Такого ответа Денис не ожидал. Но уточнить ничего не успел.

– Мне не важно, как ты будешь справляться с проделками тени, – громко и с напором сказал Пифагор, будто Денис глухой. – Я отдаю должное, ты сумел договориться с весьма странной субстанцией. Она доверилась тебе. По какой причине, непонятно. И мне всё равно, какие у неё на тебя планы, если это не влияет на равновесие. Я знаю о тени лишь то, что написано в Кодексе, и не вправе интересоваться твоими с ней отношениями.

– У нас нет никаких отношений, – буркнул Денис.

Какие там отношения? Чёрное нечто живёт в его теле и пользуется им, как хочет, – вот и все отношения.
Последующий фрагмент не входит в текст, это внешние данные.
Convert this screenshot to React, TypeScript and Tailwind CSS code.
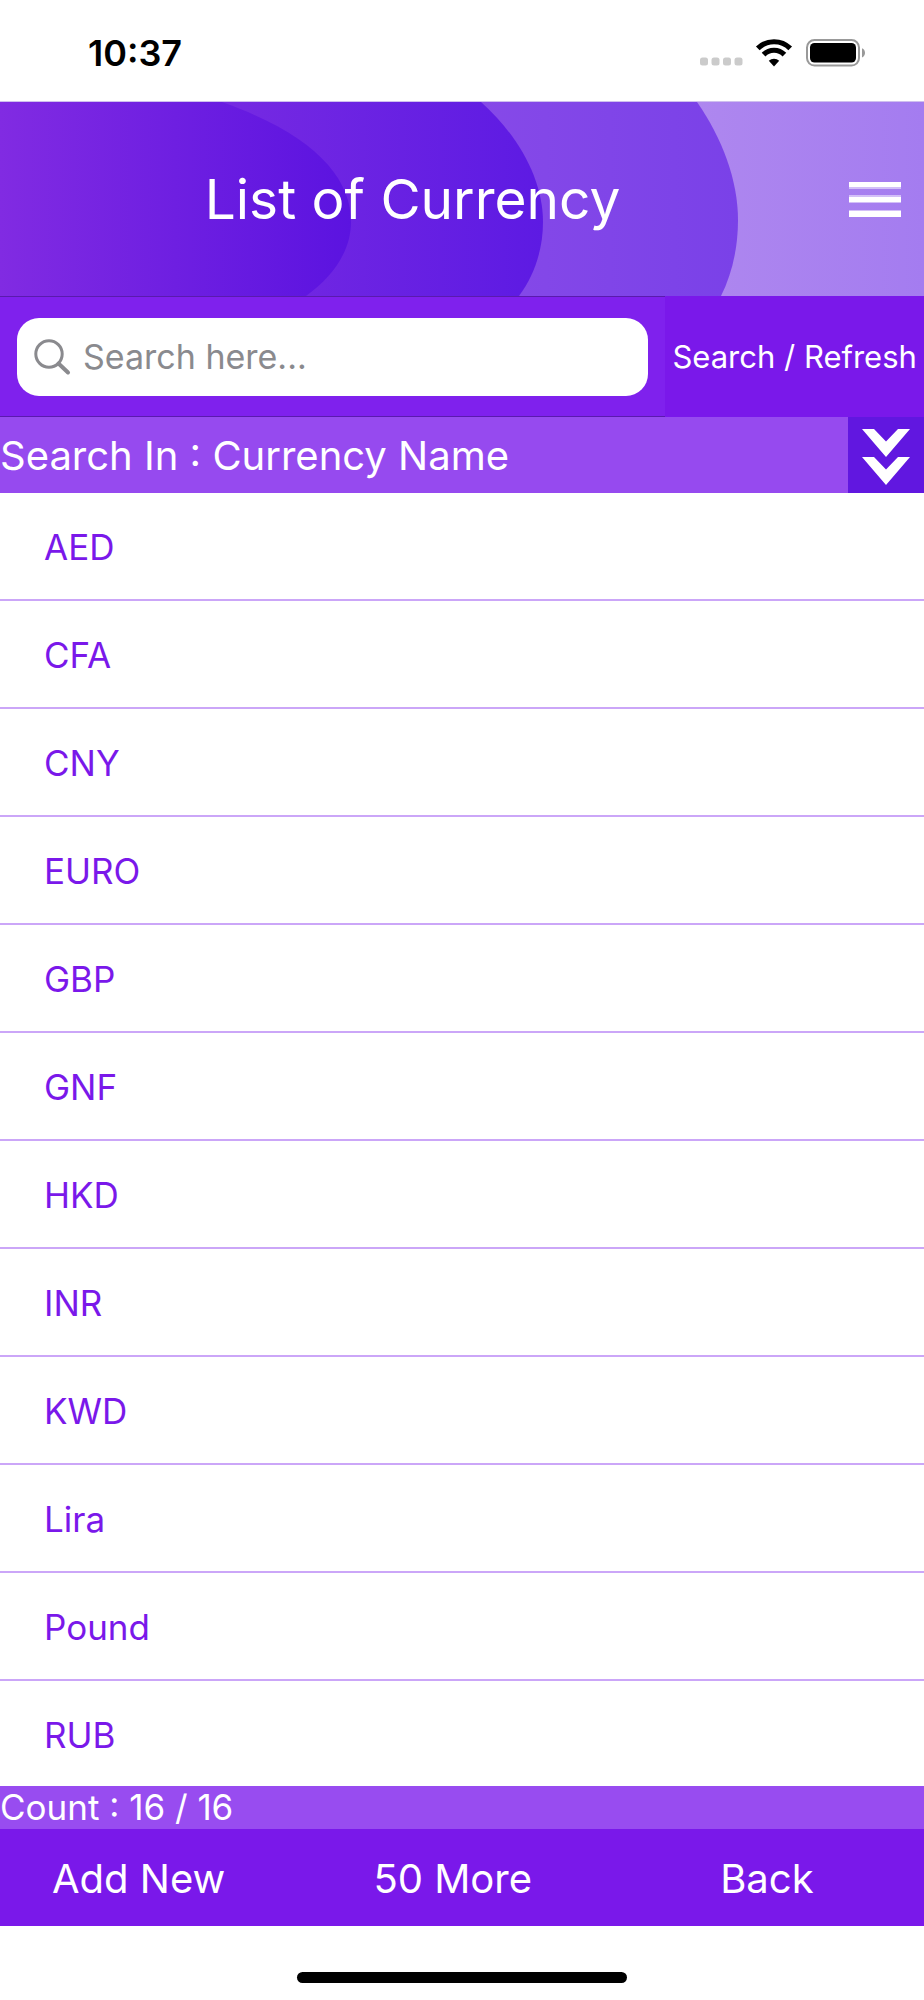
import { useState } from "react";

const currencies = [
  "AED",
  "CFA",
  "CNY",
  "EURO",
  "GBP",
  "GNF",
  "HKD",
  "INR",
  "KWD",
  "Lira",
  "Pound",
  "RUB",
];

const StatusBar = () => (
  <div className="flex h-[102px] shrink-0 items-center justify-between border-b border-[#cfc0ee] pt-1 pr-[58px] pl-[88px]">
    <p className="text-[36px] leading-[44px] font-semibold text-black">10:37</p>
    <svg width="166" height="28" viewBox="0 0 166 28" aria-hidden="true">
      <g fill="#cbcbcb">
        <rect x="0" y="18.500" width="8" height="8" rx="2.5" />
        <rect x="11.5" y="18.500" width="8" height="8" rx="2.5" />
        <rect x="23" y="18.500" width="8" height="8" rx="2.5" />
        <rect x="34.5" y="18.500" width="8" height="8" rx="2.5" />
      </g>
      <g fill="none" stroke="#000" strokeWidth="5.2">
        <path d="M57.8 9.4A23 23 0 0 1 90.2 9.4" />
        <path d="M63.6 15.6A14.6 14.6 0 0 1 84.4 15.6" />
      </g>
      <path d="M74 27.400l-5.200-5.600a7.600 7.600 0 0 1 10.400 0z" />
      <rect x="107" y="1" width="52" height="25.6" rx="7.5" fill="none" stroke="#999" strokeWidth="2" />
      <rect x="110" y="4" width="46" height="19.6" rx="4.5" />
      <path d="M162 9.200c4 1.500 4 7.700 0 9.200z" fill="#999" />
    </svg>
  </div>
);

const HeaderWaves = () => (
  <svg
    className="absolute inset-0 h-full w-full"
    viewBox="0 0 924 194"
    preserveAspectRatio="none"
    aria-hidden="true"
  >
    <defs>
      <linearGradient id="wave1" gradientUnits="userSpaceOnUse" x1="0" x2="351">
        <stop offset="0" stopColor="#812be2" />
        <stop offset="1" stopColor="#5b13e0" />
      </linearGradient>
      <linearGradient id="wave2" gradientUnits="userSpaceOnUse" x1="222" x2="543">
        <stop offset="0" stopColor="#762ae2" />
        <stop offset="1" stopColor="#5d1ae3" />
      </linearGradient>
      <linearGradient id="wave3" gradientUnits="userSpaceOnUse" x1="481" x2="738">
        <stop offset="0" stopColor="#8649e8" />
        <stop offset="1" stopColor="#7a41e8" />
      </linearGradient>
      <linearGradient id="wave4" gradientUnits="userSpaceOnUse" x1="697" x2="924">
        <stop offset="0" stopColor="#ae87ef" />
        <stop offset="1" stopColor="#a47cf0" />
      </linearGradient>
    </defs>
    <path d="M0 0H924V194H0Z" fill="url(#wave4)" />
    <path d="M0 0H697C722 36 738 78 738 118C738 146 732 172 721 194H0Z" fill="url(#wave3)" />
    <path d="M0 0H481C519 34 543 78 543 120C543 148 534 174 519 194H0Z" fill="url(#wave2)" />
    <path d="M0 0H222C312 32 351 74 351 120C351 148 334 174 306 194H0Z" fill="url(#wave1)" />
  </svg>
);

const Header = () => (
  <header className="relative flex h-[194px] shrink-0">
    <HeaderWaves />
    <h1 className="relative flex flex-1 items-center justify-center text-[55px] leading-[68px] text-white">
      List of Currency
    </h1>
    <button
      type="button"
      aria-label="Menu"
      className="relative flex w-[99px] shrink-0 items-center pl-6"
    >
      <svg width="52" height="35" viewBox="0 0 52 35" fill="#fff" aria-hidden="true">
        <rect width="52" height="7" opacity="0.5" />
        <rect width="52" height="5" />
        <rect y="13" width="52" height="8" opacity="0.5" />
        <rect y="15" width="52" height="5" />
        <rect y="28" width="52" height="7" opacity="0.5" />
        <rect y="29" width="52" height="6" />
      </svg>
    </button>
  </header>
);

const SearchRow = () => {
  const [query, setQuery] = useState("");

  return (
    <form className="flex h-[121px] shrink-0" onSubmit={(e) => e.preventDefault()}>
      <div className="flex w-[72%] items-center border-y border-[#5a1aae] bg-[#7f21ed] px-[17px]">
        <label className="flex h-[78px] w-full items-center gap-3 rounded-[22px] bg-white pl-4">
          <svg width="38" height="38" viewBox="0 0 38 38" fill="none" stroke="#8a8a8e" aria-hidden="true">
            <circle cx="16" cy="16" r="13.200" strokeWidth="3" />
            <path d="M25.500 25.500L35 34.500" strokeWidth="4" strokeLinecap="round" />
          </svg>
          <input
            type="text"
            aria-label="Search"
            placeholder="Search here..."
            value={query}
            onChange={(e) => setQuery(e.target.value)}
            className="min-w-0 flex-1 bg-transparent text-[34px] leading-[44px] text-black outline-none placeholder:text-[#8a8a8e]"
          />
        </label>
      </div>
      <button type="submit" className="flex-1 bg-[#7a18ea] text-[31px] leading-[40px] whitespace-nowrap text-white">
        Search / Refresh
      </button>
    </form>
  );
};

const SearchInRow = () => (
  <div className="flex h-[76px] shrink-0 bg-[#964aef]">
    <p className="flex flex-1 items-center pt-0.5 text-[40px] leading-[48px] text-white">
      Search In : Currency Name
    </p>
    <button
      type="button"
      aria-label="Choose search field"
      className="flex w-[76px] shrink-0 items-center justify-center bg-[#6117e0] pt-1"
    >
      <svg width="48" height="56" viewBox="0 0 48 56" fill="#fff" aria-hidden="true">
        <path d="M0 0H12L24 12.500L36 0H48L24 28Z" />
        <path d="M0 28H12L24 40.500L36 28H48L24 56Z" />
      </svg>
    </button>
  </div>
);

const Footer = () => (
  <footer className="shrink-0 text-white">
    <p className="bg-[#984cf0] text-[35px] leading-[43px]">Count : 16 / 16</p>
    <nav className="flex h-[97px] bg-[#7a18ea] text-[40px] leading-[48px]">
      <button type="button" className="w-[30%] pt-0.5">
        Add New
      </button>
      <button type="button" className="w-[38%] pt-0.5">
        50 More
      </button>
      <button type="button" className="w-[30%] pt-0.5">
        Back
      </button>
    </nav>
  </footer>
);

export default function App() {
  return (
    <div className="flex min-h-screen flex-col bg-white font-['Inter',sans-serif]">
      <StatusBar />
      <Header />
      <SearchRow />
      <SearchInRow />
      <ul className="flex-1">
        {currencies.map((name) => (
          <li
            key={name}
            className="flex h-[108px] items-center border-b-2 border-[#cba6f8] pt-0.5 pl-11 text-[35px] leading-[44px] text-[#7a18ea] last:h-[105px] last:border-b-0"
          >
            {name}
          </li>
        ))}
      </ul>
      <Footer />
      <div className="flex h-[74px] shrink-0 items-end justify-center pb-[17px]">
        <div className="h-[11px] w-[330px] rounded-full bg-black" />
      </div>
    </div>
  );
}
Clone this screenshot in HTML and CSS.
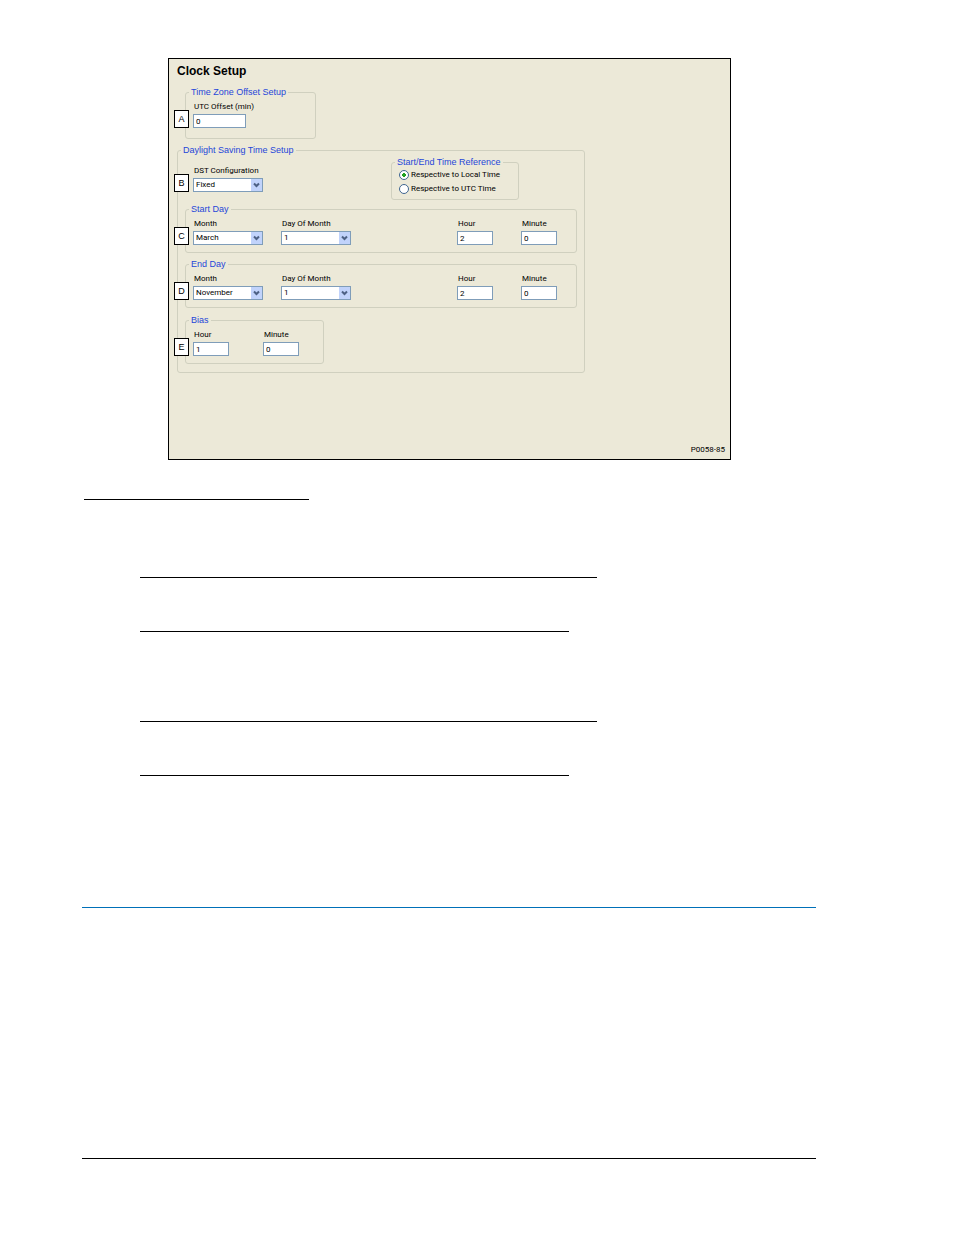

– Назревает буря. – Пифагор коротко прокашлялся, помолчал. – Какой чудесный майский вечер, – вдруг промурлыкал он. – Терпкие нотки сирени и черёмухи в дыхании ветра, уже по-летнему тёплом. Тихие-тихие вечера, ещё по-весеннему прохладные. Как зарождающаяся любовь, робкая, тонкая, как шлейф духов, как переборы клавиш пианино в лёгком ненавязчивом пассаже. Прекрасно. – Он помолчал. – Прекрасно, – зачем-то повторил ещё раз.

Денис потёр лоб, навалившись локтем на спинку скамьи. Ждал, пока Пифагор выговорится. А тот выговорился и замолчал. Сказал: «Назревает буря», ввернул что-то про вечер и духи – и умолк. Как раз в его стиле. Ну, что за человек? Или не человек вовсе?

– И что в итоге? – Денис всё-таки не выдержал.

– Назревает буря, – тут же отозвался Пифагор, будто ждал, пока Денис первым начнёт любопытствовать. – Как тебе известно, наша система не терпит неточностей. Всё должно быть чётко и правильно. Рационально. Наступили сложные времена, потому что система находится в состоянии перезагрузки. Старые легионы мы распустили, а новых ещё нет.

– Один новый легион вы уже должны были набрать, – заметил Денис.

Пифагор поджал губы. В тени шляпы мутно-жёлтым блеснули его глаза.

– Да, ты прав. Мы набрали один легион. Это случилось пятого мая. Но ты должен понимать, что они новички, совсем несмышлёные. На них пока никакой надежды.

– Когда мы были новичками, вы с нами не церемонились. Сразу в пекло бросили.

– То было другое время.

– Ну, конечно. У всех виновато время. Месяц всего прошёл. Время не сильно изменилось, вообще-то.

– У нас нет времени разговаривать о времени. – Голос Пифагора из старческого превратился в стальной, звенящий, командирский.

Спорить с ним сразу расхотелось. Всё же старик не только связной, он ещё и обнулитель.

– Ну, перезагрузка, ну, пятое мая. Я-то тут при чём? – как можно вежливей спросил Денис. – Перезагрузитесь – и работайте себе дальше. Забудьте, что я существую.

– Я бы рад, но не могу. Тебя просит сама Сампи. Я от неё пришёл.

При упоминании имени Сампи Дениса перекосило. Он вскочил со скамейки, словно его пнули.

– Передайте своей Сампи: пусть катится в ад, черти её примут за свою, а лучше – пусть идёт прямиком в…

– Денис! Зачем же сквернословить?

Денис умолк. Нелестная фраза так и осталась болтаться на языке, зудеть. Хотелось высказать её хотя бы шёпотом.